High-temperature gasification of woody biomass in a drop tube reactor: A special focus on the particle size and axial temperature gradient

Abstract

Pine sawdust (PS) was gasified in a drop-tube reactor (DTR) using air as a gasifying agent. An almost complete mass balance was achieved by establishing a burning operation after gasification to determine the carbon deposits (CD) inside the reactor tube, providing an authentic depiction of the feedstock conversion. The results indicated that particle size reduction led to a significant improvement in the gasification performance. When the particle size of PS was below 0.25 mm, almost complete char gasification was achieved at 1300 °C, while soot remained a major particulate in the syngas. An experimental approach is proposed to simulate the axial temperature gradient (ATG) inside an auto-thermal entrained-flow gasifier by setting two different temperature zones in the DTR. The results revealed that char was rapidly and almost completely exhausted in the high-temperature zone (1300 °C).
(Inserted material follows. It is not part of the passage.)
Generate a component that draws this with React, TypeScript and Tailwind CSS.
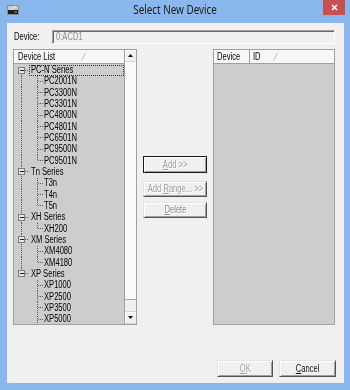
import React from 'react';

type Group = { name: string; items: string[]; focus?: boolean; more?: boolean };

const groups: Group[] = [
  { name: 'PC-N Series', focus: true, items: ['PC2001N', 'PC3300N', 'PC3301N', 'PC4800N', 'PC4801N', 'PC6501N', 'PC9500N', 'PC9501N'] },
  { name: 'Tn Series', items: ['T3n', 'T4n', 'T5n'] },
  { name: 'XH Series', items: ['XH200'] },
  { name: 'XM Series', items: ['XM4080', 'XM4180'] },
  { name: 'XP Series', items: ['XP1000', 'XP2500', 'XP3500', 'XP5000'], more: true },
];

const Txt = ({ children, className = 'origin-left' }: { children: React.ReactNode; className?: string }) => (
  <span className={`inline-block whitespace-nowrap scale-x-[0.76] ${className}`}>{children}</span>
);

const LINE = '#5a5a5a';

const GroupLines = ({ first, last }: { first: boolean; last: boolean }) => (
  <svg width="15" height="100%" className="shrink-0 overflow-visible" shapeRendering="crispEdges">
    <line x1="7.5" x2="7.5" y1={first ? '50%' : '0'} y2={last ? '50%' : '100%'} stroke={LINE} strokeDasharray="1 1" />
    <line x1="11" x2="15" y1="50%" y2="50%" stroke={LINE} strokeDasharray="1 1" />
    <g transform="translate(0 -3)">
      <rect x="4.5" y="50%" width="6" height="6" fill="#e6e6e6" stroke="#7a7a7a" />
    </g>
    <line x1="6" x2="10" y1="50%" y2="50%" stroke="#222" />
  </svg>
);

const ChildLines = ({ lastGroup, lastChild }: { lastGroup: boolean; lastChild: boolean }) => (
  <svg width="30" height="100%" className="shrink-0" shapeRendering="crispEdges">
    {!lastGroup && <line x1="7.5" x2="7.5" y1="0" y2="100%" stroke={LINE} strokeDasharray="1 1" />}
    <line x1="23.5" x2="23.5" y1="0" y2={lastChild ? '50%' : '100%'} stroke={LINE} strokeDasharray="1 1" />
    <line x1="24" x2="29" y1="50%" y2="50%" stroke={LINE} strokeDasharray="1 1" />
  </svg>
);

const SortMark = () => (
  <svg width="6" height="9" className="shrink-0">
    <line x1="0.5" y1="8.5" x2="4.5" y2="0.5" stroke="#c4c4c4" />
  </svg>
);

const btnBase =
  'flex items-center justify-center bg-[#f0f0f0] shadow-[inset_1px_1px_0_#fff,inset_-1px_-1px_0_#a0a0a0]';
const btnEdge = 'border border-t-[#e3e3e3] border-l-[#e3e3e3] border-r-[#555] border-b-[#555]';
const disabledText = 'text-[#a0a0a0] [text-shadow:1px_1px_0_#fff]';

const ScrollArrow = ({ down }: { down?: boolean }) => (
  <div className="h-[12px] flex items-center justify-center bg-[#f0f0f0] border-b border-[#d6d6d6] shadow-[inset_1px_1px_0_#fff]">
    <svg width="5" height="3">
      <polygon points={down ? '0,0 5,0 2.5,3' : '0,3 5,3 2.5,0'} fill="#111" />
    </svg>
  </div>
);

export default function App() {
  const rows: React.ReactNode[] = [];
  groups.forEach((g, gi) => {
    const lastGroup = gi === groups.length - 1;
    rows.push(
      <div key={g.name} className="h-[11.33px] flex items-stretch">
        <GroupLines first={gi === 0} last={lastGroup} />
        <div className={`flex-1 flex items-center pl-[1px] border ${g.focus ? 'border-dotted border-[#333]' : 'border-transparent'}`}>
          <Txt>{g.name}</Txt>
        </div>
      </div>
    );
    g.items.forEach((it, ii) => {
      rows.push(
        <div key={it} className="h-[11.33px] flex items-stretch">
          <ChildLines lastGroup={lastGroup} lastChild={!g.more && ii === g.items.length - 1} />
          <div className="flex items-center">
            <Txt>{it}</Txt>
          </div>
        </div>
      );
    });
  });

  return (
    <div className="w-[350px] h-[390px] bg-[#8ab8ee] flex flex-col overflow-hidden text-[10px] leading-none text-black font-['Liberation_Sans',Arial,sans-serif]">
      {/* title bar */}
      <div className="h-[23px] grid grid-cols-[1fr_auto_1fr] shrink-0">
        <div className="pl-[7px] pt-[5px]">
          <svg width="12" height="10" viewBox="0 0 12 10">
            <rect x="0" y="0" width="12" height="10" fill="#8d8d8d" />
            <rect x="1" y="1" width="10" height="4" fill="#c9c9c9" />
            <line x1="3" y1="5" x2="9" y2="1" stroke="#f4f4f4" />
            <rect x="1" y="5" width="10" height="4" fill="#1b1b1b" />
            <rect x="7" y="6" width="3" height="2" fill="#5a5a5a" />
          </svg>
        </div>
        <div className="pt-[3px] text-[13px] text-[#1a1a1a] font-['Noto_Sans',sans-serif]">
          <Txt className="origin-center">Select New Device</Txt>
        </div>
        <div className="flex justify-end pr-[5px]">
          <div className="w-[22px] h-[15px] bg-[#c75050] flex items-center justify-center">
            <svg width="7" height="7" viewBox="0 0 7 7">
              <path d="M1 1 L6 6 M6 1 L1 6" stroke="#fff" strokeWidth="1.6" />
            </svg>
          </div>
        </div>
      </div>

      {/* client area */}
      <div className="ml-[7px] mr-[6px] h-[360px] bg-[#f0f0f0] flex flex-col pl-[6px] pr-[8px]">
        <div className="mt-[7px] h-[14px] flex items-center">
          <div className="w-[39px] pl-[1px]">
            <Txt>Device:</Txt>
          </div>
          <div className="w-[283px] h-[14px] flex items-center pl-[3px] border border-t-[#a0a0a0] border-l-[#a0a0a0] border-r-[#fff] border-b-[#fff] shadow-[inset_1px_1px_0_#696969] text-[#8f8f8f]">
            <Txt>0:ACD1</Txt>
          </div>
        </div>

        <div className="mt-[5px] h-[276px] flex gap-[6px]">
          {/* device list */}
          <div className="w-[124px] border border-[#a0a0a0] flex overflow-hidden">
            <div className="flex-1 flex flex-col min-w-0">
              <div className="h-[14px] shrink-0 flex items-center gap-[14px] pl-[4px] bg-[#f7f7f7] border-b border-[#a0a0a0]">
                <Txt>Device List</Txt>
                <SortMark />
              </div>
              <div className="flex-1 bg-[#cdcdcd] overflow-hidden pt-[0.5px]">{rows}</div>
            </div>
            <div className="w-[12px] flex flex-col border-l border-[#a0a0a0] bg-[#f0f0f0]">
              <ScrollArrow />
              <div className="h-[238px] bg-[#fafafa] border-b border-[#a8a8a8]" />
              <div className="flex-1" />
              <div className="border-t border-[#d6d6d6]">
                <ScrollArrow down />
              </div>
            </div>
          </div>

          {/* buttons */}
          <div className="w-[64px] flex flex-col pt-[107px]">
            <div className={`${btnBase} ${disabledText} h-[17px] border border-[#1a1a1a]`}>
              <Txt className="origin-center">
                <u>A</u>dd &gt;&gt;
              </Txt>
            </div>
            <div className={`${btnBase} ${btnEdge} ${disabledText} h-[16px] mt-[8px]`}>
              <Txt className="origin-center">
                Add <u>R</u>ange... &gt;&gt;
              </Txt>
            </div>
            <div className={`${btnBase} ${btnEdge} h-[16px] mt-[5px] text-[#8c8c8c] [text-shadow:1px_1px_0_#fff]`}>
              <Txt className="origin-center">
                <u>D</u>elete
              </Txt>
            </div>
          </div>

          {/* selected devices */}
          <div className="w-[122px] border border-[#a0a0a0] flex flex-col">
            <div className="h-[14px] shrink-0 flex bg-[#f7f7f7] border-b border-[#a0a0a0]">
              <div className="w-[36px] flex items-center pl-[3px] border-r border-[#a0a0a0]">
                <Txt>Device</Txt>
              </div>
              <div className="flex-1 flex items-center gap-[10px] pl-[3px]">
                <Txt>ID</Txt>
                <SortMark />
              </div>
            </div>
            <div className="flex-1 bg-[#cdcdcd]" />
          </div>
        </div>

        <div className="mt-[35px] flex justify-end gap-[6px]">
          <div className={`${btnBase} ${btnEdge} ${disabledText} w-[56px] h-[17px]`}>
            <Txt className="origin-center">
              <u>O</u>K
            </Txt>
          </div>
          <div className={`${btnBase} ${btnEdge} w-[57px] h-[17px] text-[#111]`}>
            <Txt className="origin-center">
              <u>C</u>ancel
            </Txt>
          </div>
        </div>
      </div>
    </div>
  );
}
When the ATG between the upper and lower heater zones was above 300 °C, both homogeneous reforming and heterogeneous gasification proceeded slowly or almost stagnated in the lower temperature zone. An evident enhancement of soot formation was observed at ATG = 200 °C. After that, the soot yield monotonously decreased with decreasing ATG due to the substantial enhancement of the heterogeneous gasification kinetics, contributing more to carbon conversion and CGE than char gasification.